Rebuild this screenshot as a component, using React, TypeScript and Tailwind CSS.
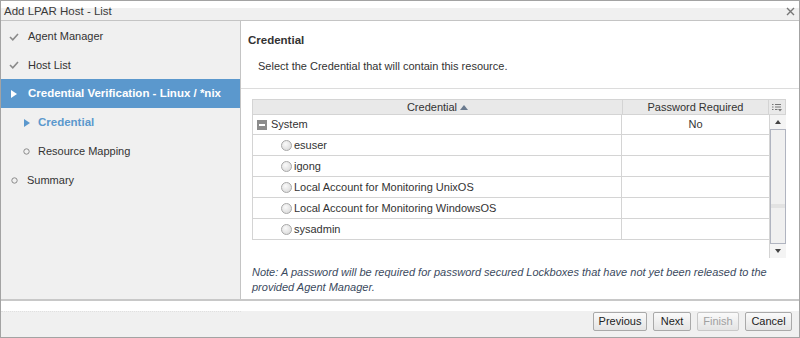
import React from "react";

const font = { fontFamily: '"Liberation Sans", Arial, sans-serif' };

function Check() {
  return (
    <svg width="10" height="8" viewBox="0 0 10 8" className="shrink-0">
      <path d="M1 4 L3.8 6.8 L9 1" stroke="#8a8a8a" strokeWidth="1.6" fill="none" />
    </svg>
  );
}

function Tri({ color }: { color: string }) {
  return (
    <svg width="6" height="8" viewBox="0 0 6 8" className="shrink-0">
      <path d="M0 0 L6 4 L0 8 Z" fill={color} />
    </svg>
  );
}

function Circ() {
  return (
    <svg width="7" height="7" viewBox="0 0 7 7" className="shrink-0">
      <circle cx="3.5" cy="3.5" r="2.7" stroke="#8a8a8a" strokeWidth="1" fill="none" />
    </svg>
  );
}

function Radio() {
  return (
    <span className="inline-block w-[11px] h-[11px] rounded-full border border-[#a8a8a8] bg-[radial-gradient(circle_at_40%_35%,#fafafa,#d4d4d4)] shrink-0" />
  );
}

const rows = [
  "esuser",
  "igong",
  "Local Account for Monitoring UnixOS",
  "Local Account for Monitoring WindowsOS",
  "sysadmin",
];

export default function App() {
  return (
    <div
      style={font}
      className="w-[800px] h-[338px] border border-[#a3a3a3] flex flex-col text-[11px] text-[#333] bg-white overflow-hidden"
    >
      {/* Title bar */}
      <div className="h-[20px] shrink-0 flex items-center justify-between pl-[3px] pr-[4px] bg-[linear-gradient(to_bottom,#ffffff_7px,#f0f0f0_7px)] border-b border-[#c4c4c4]">
        <span className="text-[11.5px] text-[#3a3a3a] leading-none pt-[2px]">Add LPAR Host - List</span>
        <svg width="9" height="9" viewBox="0 0 9 9" className="mt-[2px]">
          <path d="M1 1 L8 8 M8 1 L1 8" stroke="#777" strokeWidth="1.4" />
        </svg>
      </div>

      {/* Main */}
      <div className="flex flex-1 min-h-0">
        {/* Sidebar */}
        <div className="w-[240px] shrink-0 bg-[#f0f0f0] border-r border-[#c4c4c4] flex flex-col pt-[1px]">
          <div className="h-[29px] flex items-center gap-[9px] pl-[8px]">
            <Check />
            <span>Agent Manager</span>
          </div>
          <div className="h-[28px] flex items-center gap-[9px] pl-[8px]">
            <Check />
            <span>Host List</span>
          </div>
          <div className="h-[29px] flex items-center gap-[11px] pl-[10px] bg-[#5b98cd] text-white font-bold text-[11.5px]">
            <Tri color="#ffffff" />
            <span>Credential Verification - Linux / *nix</span>
          </div>
          <div className="h-[29px] flex items-center gap-[8px] pl-[23px] text-[#5b98cd] font-bold text-[11.5px]">
            <Tri color="#5b98cd" />
            <span>Credential</span>
          </div>
          <div className="h-[29px] flex items-center gap-[8px] pl-[22px]">
            <Circ />
            <span>Resource Mapping</span>
          </div>
          <div className="h-[29px] flex items-center gap-[9px] pl-[10px]">
            <Circ />
            <span>Summary</span>
          </div>
        </div>

        {/* Content */}
        <div className="flex-1 flex flex-col min-w-0">
          <div className="h-[68px] shrink-0 border-b border-[#dcdcdc] pl-[7px] pt-[11px]">
            <div className="font-bold text-[#333] text-[11.5px]">Credential</div>
            <div className="mt-[9px] pl-[10px] text-[#333]">Select the Credential that will contain this resource.</div>
          </div>

          <div className="pl-[11px] pr-[13px] pt-[10px]">
            <div className="flex flex-col">
              {/* header */}
              <div className="flex h-[16px] bg-[#e9e9e9] border border-[#d4d4d4] text-[#333]">
                <div className="w-[370px] flex items-center justify-center gap-[3px] border-r border-[#d4d4d4]">
                  <span>Credential</span>
                  <svg width="8" height="5" viewBox="0 0 8 5"><path d="M0 5 L4 0 L8 5 Z" fill="#6b7b8f" /></svg>
                </div>
                <div className="w-[146px] flex items-center justify-center border-r border-[#d4d4d4]">Password Required</div>
                <div className="flex-1 flex items-center justify-center">
                  <svg width="10" height="9" viewBox="0 0 10 9">
                    <path d="M0 1.5h1.5M3 1.5h6M0 4h1.5M3 4h6M0 6.5h1.5M3 6.5h2.5" stroke="#777" strokeWidth="1" />
                    <path d="M6 6 L10 6 L8 8.5 Z" fill="#777" />
                  </svg>
                </div>
              </div>
              {/* body */}
              <div className="flex h-[143px]">
                <div className="w-[517px] flex flex-col">
                  <div className="flex h-[20px] border-l border-b border-[#d4d4d4]">
                    <div className="w-[369px] flex items-center gap-[4px] pl-[4px] border-r border-[#d4d4d4]">
                      <span className="w-[10px] h-[10px] bg-[#8c8c8c] flex items-center justify-center">
                        <span className="w-[6px] h-[2px] bg-white" />
                      </span>
                      <span>System</span>
                    </div>
                    <div className="flex-1 flex items-center justify-center">No</div>
                  </div>
                  {rows.map((r) => (
                    <div key={r} className="flex h-[21px] border-l border-b border-[#d4d4d4]">
                      <div className="w-[369px] flex items-center gap-[2px] pl-[28px] border-r border-[#d4d4d4]">
                        <Radio />
                        <span>{r}</span>
                      </div>
                      <div className="flex-1" />
                    </div>
                  ))}
                </div>
                {/* scrollbar */}
                <div className="flex-1 flex flex-col bg-[#f4f4f4] border-l border-[#d4d4d4]">
                  <div className="h-[14px] flex items-center justify-center">
                    <svg width="6" height="4" viewBox="0 0 6 4"><path d="M0 4 L3 0 L6 4 Z" fill="#444" /></svg>
                  </div>
                  <div className="flex-1 border border-[#b0b4c0] bg-[#f0f0f0] flex flex-col pt-[74px]">
                    <div className="h-[4px] bg-[#e2e2e2]" />
                  </div>
                  <div className="h-[14px] flex items-center justify-center">
                    <svg width="6" height="4" viewBox="0 0 6 4"><path d="M0 0 L6 0 L3 4 Z" fill="#444" /></svg>
                  </div>
                </div>
              </div>
            </div>
            <div className="mt-[7px] italic text-[#3b4a5e] leading-[15px] -mr-[6px]">
              Note: A password will be required for password secured Lockboxes that have not yet been released to the provided Agent Manager.
            </div>
          </div>
        </div>
      </div>

      {/* Footer */}
      <div className="h-[38px] shrink-0 border-t-2 border-[#c8c8c8] flex flex-col">
        <div className="h-[10px] bg-white" />
        <div className="flex-1 bg-[#f0f0f0] flex justify-end items-start gap-[6px] pr-[7px] pt-[1px] relative">
          <div className="absolute left-0 top-0 w-[240px] border-t border-dotted border-[#e0e0e0]" />
          {[
            { t: "Previous", w: "w-[54px]", d: false },
            { t: "Next", w: "w-[38px]", d: false },
            { t: "Finish", w: "w-[42px]", d: true },
            { t: "Cancel", w: "w-[47px]", d: false },
          ].map((b) => (
            <div
              key={b.t}
              className={`${b.w} h-[19px] flex items-center justify-center border border-[#a9a9a9] rounded-[2px] bg-[linear-gradient(to_bottom,#fafafa,#e4e4e4)] ${b.d ? "text-[#a0a0a0] border-[#c8c8c8]" : "text-[#222]"}`}
            >
              {b.t}
            </div>
          ))}
        </div>
      </div>
    </div>
  );
}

_ _ _ _

→ **Aim**: Omit each picture, then return all of the listing exactly as it stands.

→ **The answer**:
Rebuild this screenshot as a component, using React, TypeScript and Tailwind CSS.
import React from "react";

const font = { fontFamily: '"Liberation Sans", Arial, sans-serif' };

function Check() {
  return (
    <svg width="10" height="8" viewBox="0 0 10 8" className="shrink-0">
      <path d="M1 4 L3.8 6.8 L9 1" stroke="#8a8a8a" strokeWidth="1.6" fill="none" />
    </svg>
  );
}

function Tri({ color }: { color: string }) {
  return (
    <svg width="6" height="8" viewBox="0 0 6 8" className="shrink-0">
      <path d="M0 0 L6 4 L0 8 Z" fill={color} />
    </svg>
  );
}

function Circ() {
  return (
    <svg width="7" height="7" viewBox="0 0 7 7" className="shrink-0">
      <circle cx="3.5" cy="3.5" r="2.7" stroke="#8a8a8a" strokeWidth="1" fill="none" />
    </svg>
  );
}

function Radio() {
  return (
    <span className="inline-block w-[11px] h-[11px] rounded-full border border-[#a8a8a8] bg-[radial-gradient(circle_at_40%_35%,#fafafa,#d4d4d4)] shrink-0" />
  );
}

const rows = [
  "esuser",
  "igong",
  "Local Account for Monitoring UnixOS",
  "Local Account for Monitoring WindowsOS",
  "sysadmin",
];

export default function App() {
  return (
    <div
      style={font}
      className="w-[800px] h-[338px] border border-[#a3a3a3] flex flex-col text-[11px] text-[#333] bg-white overflow-hidden"
    >
      {/* Title bar */}
      <div className="h-[20px] shrink-0 flex items-center justify-between pl-[3px] pr-[4px] bg-[linear-gradient(to_bottom,#ffffff_7px,#f0f0f0_7px)] border-b border-[#c4c4c4]">
        <span className="text-[11.5px] text-[#3a3a3a] leading-none pt-[2px]">Add LPAR Host - List</span>
        <svg width="9" height="9" viewBox="0 0 9 9" className="mt-[2px]">
          <path d="M1 1 L8 8 M8 1 L1 8" stroke="#777" strokeWidth="1.4" />
        </svg>
      </div>

      {/* Main */}
      <div className="flex flex-1 min-h-0">
        {/* Sidebar */}
        <div className="w-[240px] shrink-0 bg-[#f0f0f0] border-r border-[#c4c4c4] flex flex-col pt-[1px]">
          <div className="h-[29px] flex items-center gap-[9px] pl-[8px]">
            <Check />
            <span>Agent Manager</span>
          </div>
          <div className="h-[28px] flex items-center gap-[9px] pl-[8px]">
            <Check />
            <span>Host List</span>
          </div>
          <div className="h-[29px] flex items-center gap-[11px] pl-[10px] bg-[#5b98cd] text-white font-bold text-[11.5px]">
            <Tri color="#ffffff" />
            <span>Credential Verification - Linux / *nix</span>
          </div>
          <div className="h-[29px] flex items-center gap-[8px] pl-[23px] text-[#5b98cd] font-bold text-[11.5px]">
            <Tri color="#5b98cd" />
            <span>Credential</span>
          </div>
          <div className="h-[29px] flex items-center gap-[8px] pl-[22px]">
            <Circ />
            <span>Resource Mapping</span>
          </div>
          <div className="h-[29px] flex items-center gap-[9px] pl-[10px]">
            <Circ />
            <span>Summary</span>
          </div>
        </div>

        {/* Content */}
        <div className="flex-1 flex flex-col min-w-0">
          <div className="h-[68px] shrink-0 border-b border-[#dcdcdc] pl-[7px] pt-[11px]">
            <div className="font-bold text-[#333] text-[11.5px]">Credential</div>
            <div className="mt-[9px] pl-[10px] text-[#333]">Select the Credential that will contain this resource.</div>
          </div>

          <div className="pl-[11px] pr-[13px] pt-[10px]">
            <div className="flex flex-col">
              {/* header */}
              <div className="flex h-[16px] bg-[#e9e9e9] border border-[#d4d4d4] text-[#333]">
                <div className="w-[370px] flex items-center justify-center gap-[3px] border-r border-[#d4d4d4]">
                  <span>Credential</span>
                  <svg width="8" height="5" viewBox="0 0 8 5"><path d="M0 5 L4 0 L8 5 Z" fill="#6b7b8f" /></svg>
                </div>
                <div className="w-[146px] flex items-center justify-center border-r border-[#d4d4d4]">Password Required</div>
                <div className="flex-1 flex items-center justify-center">
                  <svg width="10" height="9" viewBox="0 0 10 9">
                    <path d="M0 1.5h1.5M3 1.5h6M0 4h1.5M3 4h6M0 6.5h1.5M3 6.5h2.5" stroke="#777" strokeWidth="1" />
                    <path d="M6 6 L10 6 L8 8.5 Z" fill="#777" />
                  </svg>
                </div>
              </div>
              {/* body */}
              <div className="flex h-[143px]">
                <div className="w-[517px] flex flex-col">
                  <div className="flex h-[20px] border-l border-b border-[#d4d4d4]">
                    <div className="w-[369px] flex items-center gap-[4px] pl-[4px] border-r border-[#d4d4d4]">
                      <span className="w-[10px] h-[10px] bg-[#8c8c8c] flex items-center justify-center">
                        <span className="w-[6px] h-[2px] bg-white" />
                      </span>
                      <span>System</span>
                    </div>
                    <div className="flex-1 flex items-center justify-center">No</div>
                  </div>
                  {rows.map((r) => (
                    <div key={r} className="flex h-[21px] border-l border-b border-[#d4d4d4]">
                      <div className="w-[369px] flex items-center gap-[2px] pl-[28px] border-r border-[#d4d4d4]">
                        <Radio />
                        <span>{r}</span>
                      </div>
                      <div className="flex-1" />
                    </div>
                  ))}
                </div>
                {/* scrollbar */}
                <div className="flex-1 flex flex-col bg-[#f4f4f4] border-l border-[#d4d4d4]">
                  <div className="h-[14px] flex items-center justify-center">
                    <svg width="6" height="4" viewBox="0 0 6 4"><path d="M0 4 L3 0 L6 4 Z" fill="#444" /></svg>
                  </div>
                  <div className="flex-1 border border-[#b0b4c0] bg-[#f0f0f0] flex flex-col pt-[74px]">
                    <div className="h-[4px] bg-[#e2e2e2]" />
                  </div>
                  <div className="h-[14px] flex items-center justify-center">
                    <svg width="6" height="4" viewBox="0 0 6 4"><path d="M0 0 L6 0 L3 4 Z" fill="#444" /></svg>
                  </div>
                </div>
              </div>
            </div>
            <div className="mt-[7px] italic text-[#3b4a5e] leading-[15px] -mr-[6px]">
              Note: A password will be required for password secured Lockboxes that have not yet been released to the provided Agent Manager.
            </div>
          </div>
        </div>
      </div>

      {/* Footer */}
      <div className="h-[38px] shrink-0 border-t-2 border-[#c8c8c8] flex flex-col">
        <div className="h-[10px] bg-white" />
        <div className="flex-1 bg-[#f0f0f0] flex justify-end items-start gap-[6px] pr-[7px] pt-[1px] relative">
          <div className="absolute left-0 top-0 w-[240px] border-t border-dotted border-[#e0e0e0]" />
          {[
            { t: "Previous", w: "w-[54px]", d: false },
            { t: "Next", w: "w-[38px]", d: false },
            { t: "Finish", w: "w-[42px]", d: true },
            { t: "Cancel", w: "w-[47px]", d: false },
          ].map((b) => (
            <div
              key={b.t}
              className={`${b.w} h-[19px] flex items-center justify-center border border-[#a9a9a9] rounded-[2px] bg-[linear-gradient(to_bottom,#fafafa,#e4e4e4)] ${b.d ? "text-[#a0a0a0] border-[#c8c8c8]" : "text-[#222]"}`}
            >
              {b.t}
            </div>
          ))}
        </div>
      </div>
    </div>
  );
}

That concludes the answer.